» DATA LINES:
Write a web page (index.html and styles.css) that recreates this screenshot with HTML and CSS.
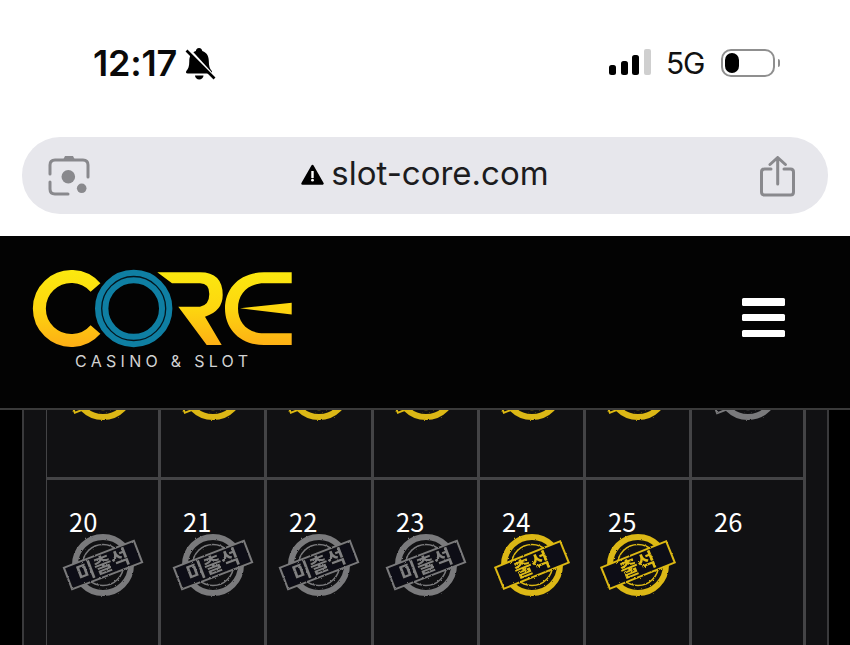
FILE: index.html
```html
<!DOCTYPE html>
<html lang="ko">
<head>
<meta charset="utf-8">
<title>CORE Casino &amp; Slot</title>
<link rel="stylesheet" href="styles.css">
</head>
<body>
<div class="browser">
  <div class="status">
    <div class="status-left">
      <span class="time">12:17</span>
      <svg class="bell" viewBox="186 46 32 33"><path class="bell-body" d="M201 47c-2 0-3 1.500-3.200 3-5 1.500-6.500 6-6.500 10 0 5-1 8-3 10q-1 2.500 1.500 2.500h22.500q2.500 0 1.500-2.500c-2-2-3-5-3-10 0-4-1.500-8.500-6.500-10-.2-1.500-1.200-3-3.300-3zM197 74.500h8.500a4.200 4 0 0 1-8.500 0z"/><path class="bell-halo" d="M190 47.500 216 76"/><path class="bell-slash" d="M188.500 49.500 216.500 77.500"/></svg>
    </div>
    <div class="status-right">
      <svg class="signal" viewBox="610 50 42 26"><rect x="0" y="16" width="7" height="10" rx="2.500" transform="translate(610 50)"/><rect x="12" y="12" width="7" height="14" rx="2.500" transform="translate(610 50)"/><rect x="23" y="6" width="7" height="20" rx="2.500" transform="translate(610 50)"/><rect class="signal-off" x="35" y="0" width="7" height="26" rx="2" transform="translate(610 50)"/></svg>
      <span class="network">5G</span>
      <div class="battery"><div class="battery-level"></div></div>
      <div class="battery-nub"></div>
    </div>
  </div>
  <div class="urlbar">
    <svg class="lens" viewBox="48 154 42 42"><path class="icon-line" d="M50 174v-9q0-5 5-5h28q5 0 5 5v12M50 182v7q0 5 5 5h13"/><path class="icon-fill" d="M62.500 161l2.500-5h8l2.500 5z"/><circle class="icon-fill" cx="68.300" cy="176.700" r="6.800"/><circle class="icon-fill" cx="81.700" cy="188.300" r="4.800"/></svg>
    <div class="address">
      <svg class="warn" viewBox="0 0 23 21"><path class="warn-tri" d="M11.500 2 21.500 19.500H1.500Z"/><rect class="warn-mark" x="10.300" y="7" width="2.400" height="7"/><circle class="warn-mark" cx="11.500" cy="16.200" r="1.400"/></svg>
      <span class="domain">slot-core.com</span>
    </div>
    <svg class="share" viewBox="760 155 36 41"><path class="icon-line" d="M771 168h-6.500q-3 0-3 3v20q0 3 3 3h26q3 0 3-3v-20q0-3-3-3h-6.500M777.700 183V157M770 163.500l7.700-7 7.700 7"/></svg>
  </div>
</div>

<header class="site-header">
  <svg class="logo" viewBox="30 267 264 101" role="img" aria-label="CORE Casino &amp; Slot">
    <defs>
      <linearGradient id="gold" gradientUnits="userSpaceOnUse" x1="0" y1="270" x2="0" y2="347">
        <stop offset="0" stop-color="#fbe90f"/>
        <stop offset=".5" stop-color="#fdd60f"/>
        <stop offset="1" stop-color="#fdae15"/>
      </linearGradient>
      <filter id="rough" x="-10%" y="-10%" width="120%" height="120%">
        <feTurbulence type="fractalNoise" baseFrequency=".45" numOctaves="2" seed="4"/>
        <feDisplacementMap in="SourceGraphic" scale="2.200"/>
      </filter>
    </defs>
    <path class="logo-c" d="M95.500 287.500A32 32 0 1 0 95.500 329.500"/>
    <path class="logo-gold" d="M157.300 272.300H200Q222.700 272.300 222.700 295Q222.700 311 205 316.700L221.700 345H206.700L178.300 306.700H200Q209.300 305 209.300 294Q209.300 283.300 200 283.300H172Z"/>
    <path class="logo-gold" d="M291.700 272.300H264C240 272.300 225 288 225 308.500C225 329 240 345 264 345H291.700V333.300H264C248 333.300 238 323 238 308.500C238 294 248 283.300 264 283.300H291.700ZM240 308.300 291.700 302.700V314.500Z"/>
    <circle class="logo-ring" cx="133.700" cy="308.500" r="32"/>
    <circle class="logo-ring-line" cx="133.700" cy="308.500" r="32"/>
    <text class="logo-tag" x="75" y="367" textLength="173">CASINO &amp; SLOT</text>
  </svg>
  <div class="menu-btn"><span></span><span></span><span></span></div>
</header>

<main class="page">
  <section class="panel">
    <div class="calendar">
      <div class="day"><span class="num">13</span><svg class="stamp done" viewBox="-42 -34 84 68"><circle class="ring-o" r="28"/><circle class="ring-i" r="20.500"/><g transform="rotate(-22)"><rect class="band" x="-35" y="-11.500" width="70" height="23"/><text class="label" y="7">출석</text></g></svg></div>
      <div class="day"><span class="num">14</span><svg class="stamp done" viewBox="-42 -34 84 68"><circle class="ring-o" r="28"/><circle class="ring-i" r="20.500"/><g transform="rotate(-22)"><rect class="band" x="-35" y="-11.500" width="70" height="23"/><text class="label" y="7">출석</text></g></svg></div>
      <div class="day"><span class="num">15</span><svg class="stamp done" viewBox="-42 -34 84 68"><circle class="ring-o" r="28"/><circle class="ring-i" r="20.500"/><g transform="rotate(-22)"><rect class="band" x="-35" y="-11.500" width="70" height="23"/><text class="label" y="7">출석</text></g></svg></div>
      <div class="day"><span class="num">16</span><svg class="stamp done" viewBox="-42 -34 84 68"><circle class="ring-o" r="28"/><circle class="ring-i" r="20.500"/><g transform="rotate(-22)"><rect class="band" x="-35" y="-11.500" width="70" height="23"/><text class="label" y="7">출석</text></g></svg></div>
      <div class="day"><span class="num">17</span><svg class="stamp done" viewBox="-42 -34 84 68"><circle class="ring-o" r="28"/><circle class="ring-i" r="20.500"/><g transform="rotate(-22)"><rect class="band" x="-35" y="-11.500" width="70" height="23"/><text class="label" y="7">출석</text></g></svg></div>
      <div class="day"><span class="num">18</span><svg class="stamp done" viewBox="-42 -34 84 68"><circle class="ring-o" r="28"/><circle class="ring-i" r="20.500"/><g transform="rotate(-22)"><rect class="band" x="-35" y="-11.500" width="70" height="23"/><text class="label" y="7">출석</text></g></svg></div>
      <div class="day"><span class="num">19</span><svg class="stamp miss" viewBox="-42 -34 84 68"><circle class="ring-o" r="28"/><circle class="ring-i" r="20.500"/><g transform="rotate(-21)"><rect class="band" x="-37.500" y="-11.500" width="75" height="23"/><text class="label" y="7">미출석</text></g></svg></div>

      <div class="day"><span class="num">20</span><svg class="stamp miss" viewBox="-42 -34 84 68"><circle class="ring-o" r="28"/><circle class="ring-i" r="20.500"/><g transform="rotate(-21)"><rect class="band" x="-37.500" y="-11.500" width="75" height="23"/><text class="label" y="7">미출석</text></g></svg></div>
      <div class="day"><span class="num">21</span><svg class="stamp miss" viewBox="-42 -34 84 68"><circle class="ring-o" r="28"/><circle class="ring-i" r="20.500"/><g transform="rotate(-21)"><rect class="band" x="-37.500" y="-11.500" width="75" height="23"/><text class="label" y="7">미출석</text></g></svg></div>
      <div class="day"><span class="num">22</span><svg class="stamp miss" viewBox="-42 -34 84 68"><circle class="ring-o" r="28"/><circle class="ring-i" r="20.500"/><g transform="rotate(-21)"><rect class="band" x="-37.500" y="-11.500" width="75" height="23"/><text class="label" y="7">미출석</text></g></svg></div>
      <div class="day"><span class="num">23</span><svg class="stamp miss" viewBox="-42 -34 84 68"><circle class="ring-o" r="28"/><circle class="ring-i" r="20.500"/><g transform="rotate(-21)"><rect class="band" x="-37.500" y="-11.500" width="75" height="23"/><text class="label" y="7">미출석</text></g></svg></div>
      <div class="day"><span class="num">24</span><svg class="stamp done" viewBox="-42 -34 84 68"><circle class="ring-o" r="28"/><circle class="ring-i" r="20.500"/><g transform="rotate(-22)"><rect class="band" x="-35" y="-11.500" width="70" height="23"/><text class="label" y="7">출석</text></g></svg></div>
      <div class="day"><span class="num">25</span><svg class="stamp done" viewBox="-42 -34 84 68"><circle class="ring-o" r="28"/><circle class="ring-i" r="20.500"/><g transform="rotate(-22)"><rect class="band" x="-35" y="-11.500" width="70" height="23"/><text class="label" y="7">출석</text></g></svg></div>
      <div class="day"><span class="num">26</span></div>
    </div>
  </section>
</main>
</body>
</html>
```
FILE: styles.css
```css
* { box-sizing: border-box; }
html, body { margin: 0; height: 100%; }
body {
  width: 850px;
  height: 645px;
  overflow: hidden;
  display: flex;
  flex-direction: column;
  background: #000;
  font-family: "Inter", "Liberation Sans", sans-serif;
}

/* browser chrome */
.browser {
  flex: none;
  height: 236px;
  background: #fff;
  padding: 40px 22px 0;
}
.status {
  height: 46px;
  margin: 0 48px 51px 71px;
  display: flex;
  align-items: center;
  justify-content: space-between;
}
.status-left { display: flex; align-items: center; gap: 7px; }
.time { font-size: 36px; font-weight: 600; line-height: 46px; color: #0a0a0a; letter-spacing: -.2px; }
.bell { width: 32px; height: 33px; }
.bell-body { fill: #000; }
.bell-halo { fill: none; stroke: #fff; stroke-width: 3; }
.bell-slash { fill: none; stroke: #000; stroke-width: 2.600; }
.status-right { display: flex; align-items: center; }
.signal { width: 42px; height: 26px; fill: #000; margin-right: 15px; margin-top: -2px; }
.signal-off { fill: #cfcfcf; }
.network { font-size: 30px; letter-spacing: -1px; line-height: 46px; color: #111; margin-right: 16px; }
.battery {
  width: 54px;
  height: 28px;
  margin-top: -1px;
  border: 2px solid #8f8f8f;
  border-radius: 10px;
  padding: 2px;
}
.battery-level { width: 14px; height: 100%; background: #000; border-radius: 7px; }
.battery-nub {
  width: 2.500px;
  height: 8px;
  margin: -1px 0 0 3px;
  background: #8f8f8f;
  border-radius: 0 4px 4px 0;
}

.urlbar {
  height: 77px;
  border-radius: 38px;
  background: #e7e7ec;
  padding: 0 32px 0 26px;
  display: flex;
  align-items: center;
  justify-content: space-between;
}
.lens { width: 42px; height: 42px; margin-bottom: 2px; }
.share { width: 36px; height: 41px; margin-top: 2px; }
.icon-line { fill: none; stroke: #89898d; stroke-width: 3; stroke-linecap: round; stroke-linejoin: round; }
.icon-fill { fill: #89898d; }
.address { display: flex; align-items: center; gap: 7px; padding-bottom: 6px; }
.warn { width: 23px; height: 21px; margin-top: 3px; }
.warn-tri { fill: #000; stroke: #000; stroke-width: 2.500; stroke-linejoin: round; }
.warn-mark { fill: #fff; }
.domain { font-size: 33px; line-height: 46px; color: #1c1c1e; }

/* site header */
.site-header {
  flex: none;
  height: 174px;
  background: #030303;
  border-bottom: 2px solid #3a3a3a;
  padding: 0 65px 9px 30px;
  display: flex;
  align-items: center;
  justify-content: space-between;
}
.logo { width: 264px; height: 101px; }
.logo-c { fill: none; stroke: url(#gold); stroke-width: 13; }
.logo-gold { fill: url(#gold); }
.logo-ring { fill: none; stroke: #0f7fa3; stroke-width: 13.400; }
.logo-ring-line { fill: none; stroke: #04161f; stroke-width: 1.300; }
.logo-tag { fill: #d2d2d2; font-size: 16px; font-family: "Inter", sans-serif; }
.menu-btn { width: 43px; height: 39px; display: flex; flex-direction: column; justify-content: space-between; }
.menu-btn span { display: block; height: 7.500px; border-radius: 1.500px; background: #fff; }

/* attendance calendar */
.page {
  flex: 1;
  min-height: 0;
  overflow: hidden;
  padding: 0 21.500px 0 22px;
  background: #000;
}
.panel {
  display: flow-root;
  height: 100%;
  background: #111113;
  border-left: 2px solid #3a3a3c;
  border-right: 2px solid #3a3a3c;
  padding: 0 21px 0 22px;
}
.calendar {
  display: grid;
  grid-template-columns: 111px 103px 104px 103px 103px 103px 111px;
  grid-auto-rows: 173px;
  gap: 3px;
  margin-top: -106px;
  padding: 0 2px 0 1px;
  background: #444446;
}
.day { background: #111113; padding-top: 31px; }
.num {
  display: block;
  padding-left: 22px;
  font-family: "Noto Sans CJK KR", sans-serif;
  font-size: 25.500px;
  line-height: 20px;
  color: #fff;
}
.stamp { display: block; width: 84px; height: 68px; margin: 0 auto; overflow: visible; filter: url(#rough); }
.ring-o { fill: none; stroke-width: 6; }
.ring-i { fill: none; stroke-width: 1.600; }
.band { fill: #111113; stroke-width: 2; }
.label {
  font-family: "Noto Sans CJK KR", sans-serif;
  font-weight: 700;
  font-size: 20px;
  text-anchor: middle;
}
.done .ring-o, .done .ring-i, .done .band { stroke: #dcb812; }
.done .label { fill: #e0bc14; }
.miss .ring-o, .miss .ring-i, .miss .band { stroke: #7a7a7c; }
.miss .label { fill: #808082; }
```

» EXERCISE TASK:
Gather each line of the listing containing the word "styles" and show it.

» FINAL ANSWER:
Write a web page (index.html and styles.css) that recreates this screenshot with HTML and CSS.
<link rel="stylesheet" href="styles.css">
FILE: styles.css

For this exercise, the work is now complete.